Но вот эта неистовость ее, которая потом обернулась религиозностью… Скажем, во время поста она не брала в руки ножа, которым мазали масло. Перед Пасхой, перед Рождеством пять суток не спала. Она драила дом, варила этот самый воск, натирала полы, гладила. За пять месяцев она привозила из деревни свиные ножки, которые были черного цвета, мочила их месяц на балконе, отмачивала, отскабливала. Когда я сейчас вижу в магазине эти беленькие ножки… И варила студень. Это была процедура, это был обряд. Вообще каждое дело превращалось в обряд. А после пяти суток бодрствования, падая, она шла на ночную службу в церковь. И вот этот дух неистовства жил в доме. Но вместе с тем… как бы это сказать? Все-таки, странным образом, эта натура, такая противоположная мне во всем, была очень близким человеком. И я ее ощущала как родного человека. И ребята — и Павлик и Женя — ее очень любили. И она стояла за нас горой. Когда Сима остался без работы, она отказалась брать с нас деньги. За маленького Павлика она готова была броситься в огонь. До самой смерти, до болезни — она умерла от рака — она, живя напротив, рано утром приходила к нам и вечером уходила к себе спать. Даже в воскресенье, хотя могла бы не приходить, обязательно приходила.

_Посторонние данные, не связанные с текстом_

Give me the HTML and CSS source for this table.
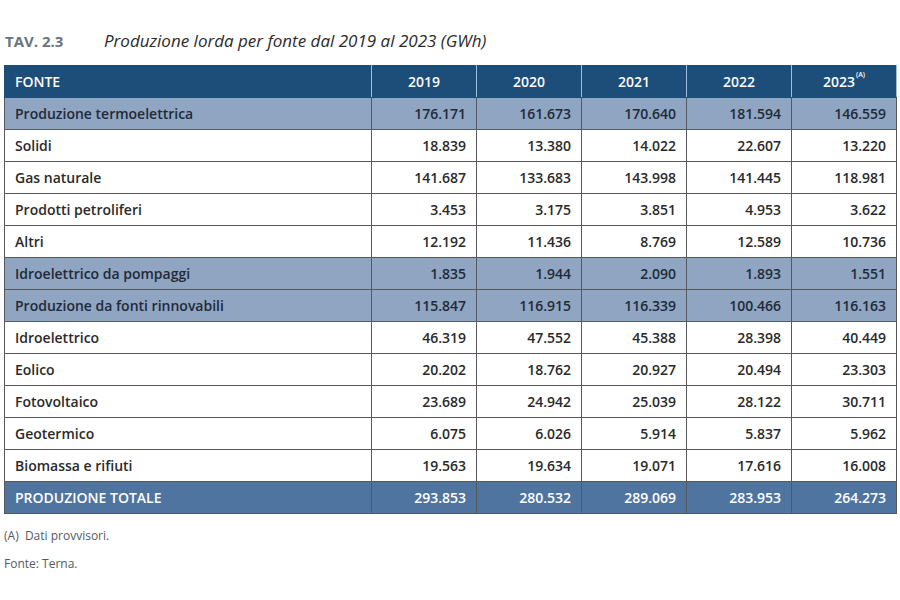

Она умерла десятого января. Был лютый мороз в тот год. И мы совершенно не знали, как выполнить данное ей обещание. Я же не могла оказаться тем, кем, она подозревала, я окажусь. Нужно было обязательно сдержать слово. Выяснилось, что нет такой службы — что нельзя нанять автобус или грузовик и поехать с ним в Сасово. В какой-то момент Павлик предложил положить гроб на багажник своей первой машинки «Жигули». Но мы решили, что это невозможно. Растерянность была полная. Наконец, где-то Павлик нашел грузовик, который согласился за большую сумму ехать, но гроб катался в кузове, и мы его прибили гвоздями ко дну. Ужасная процедура.